WORK INSTRUCTIONS: Write out the full listing again, exactly as it stands.

DATASET SECTION:

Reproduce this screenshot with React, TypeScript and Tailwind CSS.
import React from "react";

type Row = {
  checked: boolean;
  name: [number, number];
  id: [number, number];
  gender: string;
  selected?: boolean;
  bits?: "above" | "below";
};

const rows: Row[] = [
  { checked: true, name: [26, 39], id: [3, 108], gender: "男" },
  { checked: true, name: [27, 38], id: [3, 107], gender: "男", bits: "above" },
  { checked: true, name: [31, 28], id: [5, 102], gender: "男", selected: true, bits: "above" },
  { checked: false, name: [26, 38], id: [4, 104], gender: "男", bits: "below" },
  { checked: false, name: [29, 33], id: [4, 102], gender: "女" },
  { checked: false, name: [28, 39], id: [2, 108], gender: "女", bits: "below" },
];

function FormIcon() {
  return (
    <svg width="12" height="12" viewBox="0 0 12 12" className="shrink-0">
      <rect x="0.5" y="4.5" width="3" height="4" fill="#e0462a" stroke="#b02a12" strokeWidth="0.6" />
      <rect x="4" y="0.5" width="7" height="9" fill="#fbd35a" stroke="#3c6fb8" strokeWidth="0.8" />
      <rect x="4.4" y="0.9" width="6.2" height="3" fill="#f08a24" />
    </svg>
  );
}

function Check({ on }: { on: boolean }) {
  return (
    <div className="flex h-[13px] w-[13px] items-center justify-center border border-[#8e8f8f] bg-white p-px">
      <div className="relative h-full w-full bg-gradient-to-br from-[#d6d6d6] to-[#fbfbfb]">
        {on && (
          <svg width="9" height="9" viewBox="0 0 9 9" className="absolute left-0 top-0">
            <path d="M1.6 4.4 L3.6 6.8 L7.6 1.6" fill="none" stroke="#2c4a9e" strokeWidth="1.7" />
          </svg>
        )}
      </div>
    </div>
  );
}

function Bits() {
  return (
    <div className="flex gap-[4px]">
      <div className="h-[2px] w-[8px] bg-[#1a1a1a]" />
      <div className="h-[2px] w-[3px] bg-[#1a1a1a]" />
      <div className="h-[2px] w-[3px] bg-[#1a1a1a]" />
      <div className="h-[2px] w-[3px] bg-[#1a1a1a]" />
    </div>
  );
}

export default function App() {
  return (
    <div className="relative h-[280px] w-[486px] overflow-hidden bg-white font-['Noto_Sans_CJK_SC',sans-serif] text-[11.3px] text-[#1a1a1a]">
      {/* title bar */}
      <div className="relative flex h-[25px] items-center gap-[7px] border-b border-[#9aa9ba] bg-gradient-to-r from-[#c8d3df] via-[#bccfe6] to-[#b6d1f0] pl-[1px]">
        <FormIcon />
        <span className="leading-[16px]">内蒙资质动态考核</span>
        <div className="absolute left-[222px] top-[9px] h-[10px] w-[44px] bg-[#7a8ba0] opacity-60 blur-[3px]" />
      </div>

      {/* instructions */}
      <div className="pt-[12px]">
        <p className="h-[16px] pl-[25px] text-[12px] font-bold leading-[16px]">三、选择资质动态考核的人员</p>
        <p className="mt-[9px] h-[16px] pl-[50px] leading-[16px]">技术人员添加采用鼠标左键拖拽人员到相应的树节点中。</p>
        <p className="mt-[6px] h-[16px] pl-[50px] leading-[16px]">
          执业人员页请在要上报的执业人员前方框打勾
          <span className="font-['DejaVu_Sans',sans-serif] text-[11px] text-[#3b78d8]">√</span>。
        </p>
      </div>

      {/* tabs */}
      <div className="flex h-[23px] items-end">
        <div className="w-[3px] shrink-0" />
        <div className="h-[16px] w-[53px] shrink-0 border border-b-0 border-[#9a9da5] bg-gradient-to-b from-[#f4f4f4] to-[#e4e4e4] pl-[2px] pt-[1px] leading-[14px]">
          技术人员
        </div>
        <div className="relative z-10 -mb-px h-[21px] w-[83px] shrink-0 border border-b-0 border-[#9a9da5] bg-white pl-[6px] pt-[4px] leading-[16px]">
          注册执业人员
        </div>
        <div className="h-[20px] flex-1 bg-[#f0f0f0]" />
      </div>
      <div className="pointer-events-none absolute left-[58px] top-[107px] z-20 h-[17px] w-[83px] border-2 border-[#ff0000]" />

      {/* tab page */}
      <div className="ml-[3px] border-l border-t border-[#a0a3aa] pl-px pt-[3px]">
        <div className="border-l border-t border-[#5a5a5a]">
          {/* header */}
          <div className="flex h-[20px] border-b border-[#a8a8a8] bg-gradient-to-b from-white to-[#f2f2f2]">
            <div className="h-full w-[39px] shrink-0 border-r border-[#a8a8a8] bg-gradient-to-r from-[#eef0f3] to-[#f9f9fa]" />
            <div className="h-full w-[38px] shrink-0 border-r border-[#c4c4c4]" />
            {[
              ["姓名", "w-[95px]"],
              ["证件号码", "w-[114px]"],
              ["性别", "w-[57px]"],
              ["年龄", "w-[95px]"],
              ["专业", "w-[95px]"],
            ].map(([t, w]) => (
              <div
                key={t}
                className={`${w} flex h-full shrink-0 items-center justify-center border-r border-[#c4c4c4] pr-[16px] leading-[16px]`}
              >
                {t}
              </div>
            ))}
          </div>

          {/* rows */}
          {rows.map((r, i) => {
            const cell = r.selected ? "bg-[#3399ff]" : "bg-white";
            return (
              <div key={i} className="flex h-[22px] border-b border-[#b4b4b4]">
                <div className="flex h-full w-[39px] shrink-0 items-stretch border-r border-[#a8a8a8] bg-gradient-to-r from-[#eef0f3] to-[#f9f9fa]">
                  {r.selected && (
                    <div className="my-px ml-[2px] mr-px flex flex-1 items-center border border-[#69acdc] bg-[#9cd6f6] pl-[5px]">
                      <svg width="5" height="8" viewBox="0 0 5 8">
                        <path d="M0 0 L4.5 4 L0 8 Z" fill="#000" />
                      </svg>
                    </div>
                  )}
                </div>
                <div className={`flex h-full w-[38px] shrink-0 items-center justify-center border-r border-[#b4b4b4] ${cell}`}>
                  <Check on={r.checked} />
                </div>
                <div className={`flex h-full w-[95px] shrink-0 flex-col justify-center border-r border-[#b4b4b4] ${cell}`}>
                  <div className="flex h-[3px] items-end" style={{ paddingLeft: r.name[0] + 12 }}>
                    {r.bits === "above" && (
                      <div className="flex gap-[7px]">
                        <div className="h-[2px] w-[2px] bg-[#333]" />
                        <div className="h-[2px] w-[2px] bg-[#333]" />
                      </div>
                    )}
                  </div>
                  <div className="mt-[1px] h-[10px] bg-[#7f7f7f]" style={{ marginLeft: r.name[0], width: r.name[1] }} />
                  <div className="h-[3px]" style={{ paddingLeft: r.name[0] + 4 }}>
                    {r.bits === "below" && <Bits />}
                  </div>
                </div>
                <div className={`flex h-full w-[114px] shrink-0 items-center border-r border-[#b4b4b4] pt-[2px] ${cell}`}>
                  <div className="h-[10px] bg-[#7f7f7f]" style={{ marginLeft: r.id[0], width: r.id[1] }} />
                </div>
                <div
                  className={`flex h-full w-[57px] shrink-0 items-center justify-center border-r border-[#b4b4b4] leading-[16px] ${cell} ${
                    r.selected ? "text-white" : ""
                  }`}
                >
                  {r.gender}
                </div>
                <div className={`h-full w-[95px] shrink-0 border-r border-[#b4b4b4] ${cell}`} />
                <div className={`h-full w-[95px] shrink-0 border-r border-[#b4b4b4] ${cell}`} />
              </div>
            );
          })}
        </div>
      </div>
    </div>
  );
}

EXERCISE RESPONSE:
Reproduce this screenshot with React, TypeScript and Tailwind CSS.
import React from "react";

type Row = {
  checked: boolean;
  name: [number, number];
  id: [number, number];
  gender: string;
  selected?: boolean;
  bits?: "above" | "below";
};

const rows: Row[] = [
  { checked: true, name: [26, 39], id: [3, 108], gender: "男" },
  { checked: true, name: [27, 38], id: [3, 107], gender: "男", bits: "above" },
  { checked: true, name: [31, 28], id: [5, 102], gender: "男", selected: true, bits: "above" },
  { checked: false, name: [26, 38], id: [4, 104], gender: "男", bits: "below" },
  { checked: false, name: [29, 33], id: [4, 102], gender: "女" },
  { checked: false, name: [28, 39], id: [2, 108], gender: "女", bits: "below" },
];

function FormIcon() {
  return (
    <svg width="12" height="12" viewBox="0 0 12 12" className="shrink-0">
      <rect x="0.5" y="4.5" width="3" height="4" fill="#e0462a" stroke="#b02a12" strokeWidth="0.6" />
      <rect x="4" y="0.5" width="7" height="9" fill="#fbd35a" stroke="#3c6fb8" strokeWidth="0.8" />
      <rect x="4.4" y="0.9" width="6.2" height="3" fill="#f08a24" />
    </svg>
  );
}

function Check({ on }: { on: boolean }) {
  return (
    <div className="flex h-[13px] w-[13px] items-center justify-center border border-[#8e8f8f] bg-white p-px">
      <div className="relative h-full w-full bg-gradient-to-br from-[#d6d6d6] to-[#fbfbfb]">
        {on && (
          <svg width="9" height="9" viewBox="0 0 9 9" className="absolute left-0 top-0">
            <path d="M1.6 4.4 L3.6 6.8 L7.6 1.6" fill="none" stroke="#2c4a9e" strokeWidth="1.7" />
          </svg>
        )}
      </div>
    </div>
  );
}

function Bits() {
  return (
    <div className="flex gap-[4px]">
      <div className="h-[2px] w-[8px] bg-[#1a1a1a]" />
      <div className="h-[2px] w-[3px] bg-[#1a1a1a]" />
      <div className="h-[2px] w-[3px] bg-[#1a1a1a]" />
      <div className="h-[2px] w-[3px] bg-[#1a1a1a]" />
    </div>
  );
}

export default function App() {
  return (
    <div className="relative h-[280px] w-[486px] overflow-hidden bg-white font-['Noto_Sans_CJK_SC',sans-serif] text-[11.3px] text-[#1a1a1a]">
      {/* title bar */}
      <div className="relative flex h-[25px] items-center gap-[7px] border-b border-[#9aa9ba] bg-gradient-to-r from-[#c8d3df] via-[#bccfe6] to-[#b6d1f0] pl-[1px]">
        <FormIcon />
        <span className="leading-[16px]">内蒙资质动态考核</span>
        <div className="absolute left-[222px] top-[9px] h-[10px] w-[44px] bg-[#7a8ba0] opacity-60 blur-[3px]" />
      </div>

      {/* instructions */}
      <div className="pt-[12px]">
        <p className="h-[16px] pl-[25px] text-[12px] font-bold leading-[16px]">三、选择资质动态考核的人员</p>
        <p className="mt-[9px] h-[16px] pl-[50px] leading-[16px]">技术人员添加采用鼠标左键拖拽人员到相应的树节点中。</p>
        <p className="mt-[6px] h-[16px] pl-[50px] leading-[16px]">
          执业人员页请在要上报的执业人员前方框打勾
          <span className="font-['DejaVu_Sans',sans-serif] text-[11px] text-[#3b78d8]">√</span>。
        </p>
      </div>

      {/* tabs */}
      <div className="flex h-[23px] items-end">
        <div className="w-[3px] shrink-0" />
        <div className="h-[16px] w-[53px] shrink-0 border border-b-0 border-[#9a9da5] bg-gradient-to-b from-[#f4f4f4] to-[#e4e4e4] pl-[2px] pt-[1px] leading-[14px]">
          技术人员
        </div>
        <div className="relative z-10 -mb-px h-[21px] w-[83px] shrink-0 border border-b-0 border-[#9a9da5] bg-white pl-[6px] pt-[4px] leading-[16px]">
          注册执业人员
        </div>
        <div className="h-[20px] flex-1 bg-[#f0f0f0]" />
      </div>
      <div className="pointer-events-none absolute left-[58px] top-[107px] z-20 h-[17px] w-[83px] border-2 border-[#ff0000]" />

      {/* tab page */}
      <div className="ml-[3px] border-l border-t border-[#a0a3aa] pl-px pt-[3px]">
        <div className="border-l border-t border-[#5a5a5a]">
          {/* header */}
          <div className="flex h-[20px] border-b border-[#a8a8a8] bg-gradient-to-b from-white to-[#f2f2f2]">
            <div className="h-full w-[39px] shrink-0 border-r border-[#a8a8a8] bg-gradient-to-r from-[#eef0f3] to-[#f9f9fa]" />
            <div className="h-full w-[38px] shrink-0 border-r border-[#c4c4c4]" />
            {[
              ["姓名", "w-[95px]"],
              ["证件号码", "w-[114px]"],
              ["性别", "w-[57px]"],
              ["年龄", "w-[95px]"],
              ["专业", "w-[95px]"],
            ].map(([t, w]) => (
              <div
                key={t}
                className={`${w} flex h-full shrink-0 items-center justify-center border-r border-[#c4c4c4] pr-[16px] leading-[16px]`}
              >
                {t}
              </div>
            ))}
          </div>

          {/* rows */}
          {rows.map((r, i) => {
            const cell = r.selected ? "bg-[#3399ff]" : "bg-white";
            return (
              <div key={i} className="flex h-[22px] border-b border-[#b4b4b4]">
                <div className="flex h-full w-[39px] shrink-0 items-stretch border-r border-[#a8a8a8] bg-gradient-to-r from-[#eef0f3] to-[#f9f9fa]">
                  {r.selected && (
                    <div className="my-px ml-[2px] mr-px flex flex-1 items-center border border-[#69acdc] bg-[#9cd6f6] pl-[5px]">
                      <svg width="5" height="8" viewBox="0 0 5 8">
                        <path d="M0 0 L4.5 4 L0 8 Z" fill="#000" />
                      </svg>
                    </div>
                  )}
                </div>
                <div className={`flex h-full w-[38px] shrink-0 items-center justify-center border-r border-[#b4b4b4] ${cell}`}>
                  <Check on={r.checked} />
                </div>
                <div className={`flex h-full w-[95px] shrink-0 flex-col justify-center border-r border-[#b4b4b4] ${cell}`}>
                  <div className="flex h-[3px] items-end" style={{ paddingLeft: r.name[0] + 12 }}>
                    {r.bits === "above" && (
                      <div className="flex gap-[7px]">
                        <div className="h-[2px] w-[2px] bg-[#333]" />
                        <div className="h-[2px] w-[2px] bg-[#333]" />
                      </div>
                    )}
                  </div>
                  <div className="mt-[1px] h-[10px] bg-[#7f7f7f]" style={{ marginLeft: r.name[0], width: r.name[1] }} />
                  <div className="h-[3px]" style={{ paddingLeft: r.name[0] + 4 }}>
                    {r.bits === "below" && <Bits />}
                  </div>
                </div>
                <div className={`flex h-full w-[114px] shrink-0 items-center border-r border-[#b4b4b4] pt-[2px] ${cell}`}>
                  <div className="h-[10px] bg-[#7f7f7f]" style={{ marginLeft: r.id[0], width: r.id[1] }} />
                </div>
                <div
                  className={`flex h-full w-[57px] shrink-0 items-center justify-center border-r border-[#b4b4b4] leading-[16px] ${cell} ${
                    r.selected ? "text-white" : ""
                  }`}
                >
                  {r.gender}
                </div>
                <div className={`h-full w-[95px] shrink-0 border-r border-[#b4b4b4] ${cell}`} />
                <div className={`h-full w-[95px] shrink-0 border-r border-[#b4b4b4] ${cell}`} />
              </div>
            );
          })}
        </div>
      </div>
    </div>
  );
}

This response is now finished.